====== Collected data ======
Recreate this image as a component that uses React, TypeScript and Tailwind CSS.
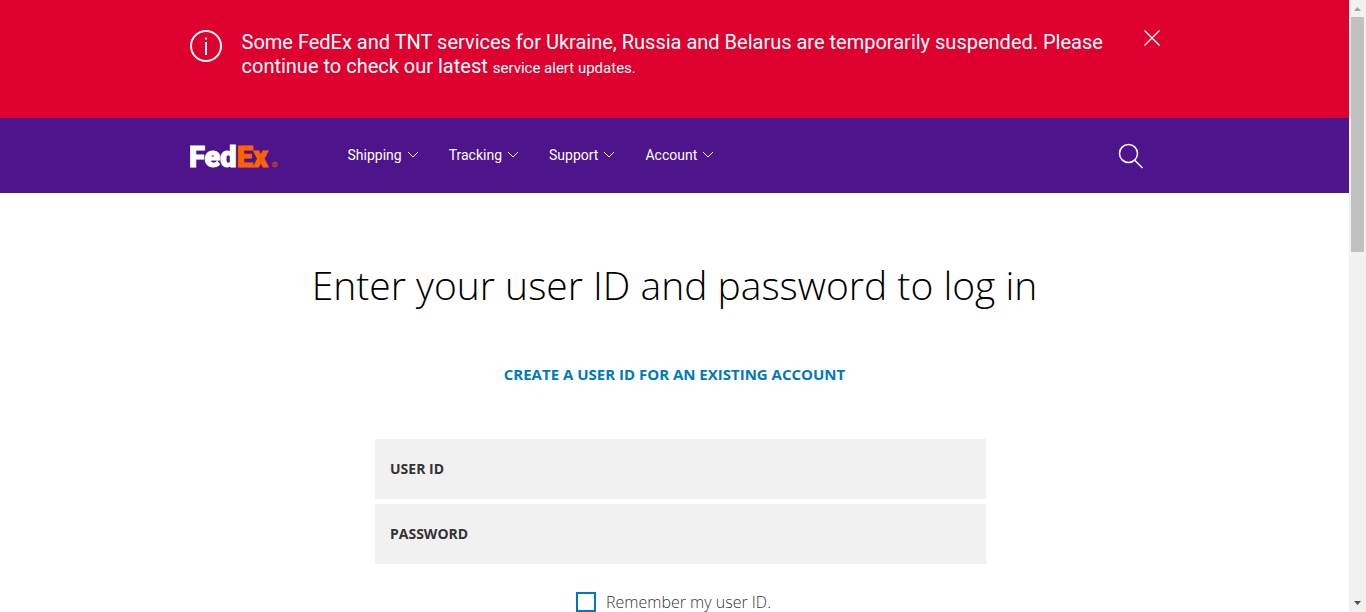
import React from "react";

const navItems = ["Shipping", "Tracking", "Support", "Account"];

function AlertBanner() {
  return (
    <section className="bg-[#de002e] font-[Roboto,sans-serif] text-white">
      <div className="mx-auto flex min-h-[118px] max-w-[970px] items-start pt-[30px]">
        <svg className="size-8 shrink-0" viewBox="0 0 32 32" fill="none" stroke="currentColor" strokeWidth="2" aria-hidden="true">
          <circle cx="16" cy="16" r="15" />
          <path d="M16 12v13" />
          <path d="M16 7.5v2" />
        </svg>
        <p className="ml-5 flex-1 text-xl leading-6">
          Some FedEx and TNT services for Ukraine, Russia and Belarus are temporarily suspended. Please continue to
          check our latest{" "}
          <a href="#alerts" className="text-[15px]">
            service alert updates.
          </a>
        </p>
        <button type="button" aria-label="Close" className="ml-6 shrink-0">
          <svg className="size-4" viewBox="0 0 16 16" fill="none" stroke="currentColor" strokeWidth="1.3" aria-hidden="true">
            <path d="M.5 .5l15 15M15.5 .5l-15 15" />
          </svg>
        </button>
      </div>
    </section>
  );
}

function Logo() {
  return (
    <a href="#home" aria-label="FedEx" className="block shrink-0">
      <svg className="h-[30px] w-[88px]" viewBox="0 0 88 30" aria-hidden="true">
        <text x="-1" y="26" fontSize="29" fontWeight="900" fontFamily="Roboto, sans-serif" strokeWidth="1">
          <tspan fill="#fff" stroke="#fff">Fed</tspan>
          <tspan fill="#ff6200" stroke="#ff6200">Ex</tspan>
        </text>
        <circle cx="85" cy="23.5" r="2.400" fill="none" stroke="#ff6200" strokeWidth=".7" />
        <path d="M84.200 25v-3h1q.9 0 .9.8t-.9.8h-1m1 0l1 1.400" fill="none" stroke="#ff6200" strokeWidth=".5" />
      </svg>
    </a>
  );
}

function Header() {
  return (
    <header className="bg-[#4d148c] font-[Roboto,sans-serif] text-white">
      <div className="mx-auto flex h-[75px] max-w-[970px] items-center">
        <Logo />
        <nav className="ml-[70px] flex gap-[30px] pb-0.5">
          {navItems.map((item) => (
            <button key={item} type="button" className="flex items-center gap-[5px] text-sm leading-5">
              {item}
              <svg className="h-[7px] w-3" viewBox="0 0 12 7" fill="none" stroke="currentColor" aria-hidden="true">
                <path d="M1 1l5 5 5-5" />
              </svg>
            </button>
          ))}
        </nav>
        <button type="button" aria-label="Search" className="mr-4 ml-auto">
          <svg className="size-[26px]" viewBox="0 0 26 26" fill="none" stroke="currentColor" strokeWidth="1.500" aria-hidden="true">
            <circle cx="10.500" cy="10.500" r="9" />
            <path d="M16.500 17l8 8" />
          </svg>
        </button>
      </div>
    </header>
  );
}

function Field({ id, label, type }: { id: string; label: string; type: string }) {
  return (
    <div className="grid items-center">
      <input id={id} type={type} className="col-start-1 row-start-1 h-[60px] w-full bg-[#f1f1f1] px-[15px]" />
      <label htmlFor={id} className="col-start-1 row-start-1 justify-self-start pl-[15px] text-sm leading-5 font-bold text-[#333]">
        {label}
      </label>
    </div>
  );
}

function LoginForm() {
  return (
    <main className="flex flex-col items-center pt-[67px] font-['Open_Sans',sans-serif]">
      <h1 className="text-[39px] leading-[50px] font-light text-black">Enter your user ID and password to log in</h1>
      <a href="#create" className="mt-[54px] text-[15px] leading-5 font-bold text-[#007ab7]">
        CREATE A USER ID FOR AN EXISTING ACCOUNT
      </a>
      <form className="mt-[55px] w-full max-w-[623px] pl-3">
        <div className="grid gap-[5px]">
          <Field id="user-id" label="USER ID" type="text" />
          <Field id="password" label="PASSWORD" type="password" />
        </div>
        <div className="mt-7 flex items-center justify-center gap-[10px] pr-[14px]">
          <input id="remember" type="checkbox" className="size-5 appearance-none border-2 border-[#007ab7] bg-white" />
          <label htmlFor="remember" className="text-base leading-5 font-light text-[#333]">
            Remember my user ID.
          </label>
        </div>
      </form>
    </main>
  );
}

function ScrollTrack() {
  return (
    <div className="flex w-[17px] shrink-0 flex-col items-center bg-[#f1f1f1]" aria-hidden="true">
      <svg className="h-[17px] w-[17px] shrink-0" viewBox="0 0 17 17">
        <path d="M5 11l3.500-4 3.500 4z" fill="#a3a3a3" />
      </svg>
      <div className="h-[235px] w-[13px] bg-[#c1c1c1]" />
      <svg className="mt-auto h-[17px] w-[17px] shrink-0" viewBox="0 0 17 17">
        <path d="M5 6l3.500 4L12 6z" fill="#505050" />
      </svg>
    </div>
  );
}

export default function App() {
  return (
    <div className="flex h-screen overflow-hidden bg-white">
      <div className="min-w-0 flex-1 overflow-hidden">
        <AlertBanner />
        <Header />
        <LoginForm />
      </div>
      <ScrollTrack />
    </div>
  );
}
======
Required task
Print out the whole of the material word for word, without pictures.

Exercise result
Recreate this image as a component that uses React, TypeScript and Tailwind CSS.
import React from "react";

const navItems = ["Shipping", "Tracking", "Support", "Account"];

function AlertBanner() {
  return (
    <section className="bg-[#de002e] font-[Roboto,sans-serif] text-white">
      <div className="mx-auto flex min-h-[118px] max-w-[970px] items-start pt-[30px]">
        <svg className="size-8 shrink-0" viewBox="0 0 32 32" fill="none" stroke="currentColor" strokeWidth="2" aria-hidden="true">
          <circle cx="16" cy="16" r="15" />
          <path d="M16 12v13" />
          <path d="M16 7.5v2" />
        </svg>
        <p className="ml-5 flex-1 text-xl leading-6">
          Some FedEx and TNT services for Ukraine, Russia and Belarus are temporarily suspended. Please continue to
          check our latest{" "}
          <a href="#alerts" className="text-[15px]">
            service alert updates.
          </a>
        </p>
        <button type="button" aria-label="Close" className="ml-6 shrink-0">
          <svg className="size-4" viewBox="0 0 16 16" fill="none" stroke="currentColor" strokeWidth="1.3" aria-hidden="true">
            <path d="M.5 .5l15 15M15.5 .5l-15 15" />
          </svg>
        </button>
      </div>
    </section>
  );
}

function Logo() {
  return (
    <a href="#home" aria-label="FedEx" className="block shrink-0">
      <svg className="h-[30px] w-[88px]" viewBox="0 0 88 30" aria-hidden="true">
        <text x="-1" y="26" fontSize="29" fontWeight="900" fontFamily="Roboto, sans-serif" strokeWidth="1">
          <tspan fill="#fff" stroke="#fff">Fed</tspan>
          <tspan fill="#ff6200" stroke="#ff6200">Ex</tspan>
        </text>
        <circle cx="85" cy="23.5" r="2.400" fill="none" stroke="#ff6200" strokeWidth=".7" />
        <path d="M84.200 25v-3h1q.9 0 .9.8t-.9.8h-1m1 0l1 1.400" fill="none" stroke="#ff6200" strokeWidth=".5" />
      </svg>
    </a>
  );
}

function Header() {
  return (
    <header className="bg-[#4d148c] font-[Roboto,sans-serif] text-white">
      <div className="mx-auto flex h-[75px] max-w-[970px] items-center">
        <Logo />
        <nav className="ml-[70px] flex gap-[30px] pb-0.5">
          {navItems.map((item) => (
            <button key={item} type="button" className="flex items-center gap-[5px] text-sm leading-5">
              {item}
              <svg className="h-[7px] w-3" viewBox="0 0 12 7" fill="none" stroke="currentColor" aria-hidden="true">
                <path d="M1 1l5 5 5-5" />
              </svg>
            </button>
          ))}
        </nav>
        <button type="button" aria-label="Search" className="mr-4 ml-auto">
          <svg className="size-[26px]" viewBox="0 0 26 26" fill="none" stroke="currentColor" strokeWidth="1.500" aria-hidden="true">
            <circle cx="10.500" cy="10.500" r="9" />
            <path d="M16.500 17l8 8" />
          </svg>
        </button>
      </div>
    </header>
  );
}

function Field({ id, label, type }: { id: string; label: string; type: string }) {
  return (
    <div className="grid items-center">
      <input id={id} type={type} className="col-start-1 row-start-1 h-[60px] w-full bg-[#f1f1f1] px-[15px]" />
      <label htmlFor={id} className="col-start-1 row-start-1 justify-self-start pl-[15px] text-sm leading-5 font-bold text-[#333]">
        {label}
      </label>
    </div>
  );
}

function LoginForm() {
  return (
    <main className="flex flex-col items-center pt-[67px] font-['Open_Sans',sans-serif]">
      <h1 className="text-[39px] leading-[50px] font-light text-black">Enter your user ID and password to log in</h1>
      <a href="#create" className="mt-[54px] text-[15px] leading-5 font-bold text-[#007ab7]">
        CREATE A USER ID FOR AN EXISTING ACCOUNT
      </a>
      <form className="mt-[55px] w-full max-w-[623px] pl-3">
        <div className="grid gap-[5px]">
          <Field id="user-id" label="USER ID" type="text" />
          <Field id="password" label="PASSWORD" type="password" />
        </div>
        <div className="mt-7 flex items-center justify-center gap-[10px] pr-[14px]">
          <input id="remember" type="checkbox" className="size-5 appearance-none border-2 border-[#007ab7] bg-white" />
          <label htmlFor="remember" className="text-base leading-5 font-light text-[#333]">
            Remember my user ID.
          </label>
        </div>
      </form>
    </main>
  );
}

function ScrollTrack() {
  return (
    <div className="flex w-[17px] shrink-0 flex-col items-center bg-[#f1f1f1]" aria-hidden="true">
      <svg className="h-[17px] w-[17px] shrink-0" viewBox="0 0 17 17">
        <path d="M5 11l3.500-4 3.500 4z" fill="#a3a3a3" />
      </svg>
      <div className="h-[235px] w-[13px] bg-[#c1c1c1]" />
      <svg className="mt-auto h-[17px] w-[17px] shrink-0" viewBox="0 0 17 17">
        <path d="M5 6l3.500 4L12 6z" fill="#505050" />
      </svg>
    </div>
  );
}

export default function App() {
  return (
    <div className="flex h-screen overflow-hidden bg-white">
      <div className="min-w-0 flex-1 overflow-hidden">
        <AlertBanner />
        <Header />
        <LoginForm />
      </div>
      <ScrollTrack />
    </div>
  );
}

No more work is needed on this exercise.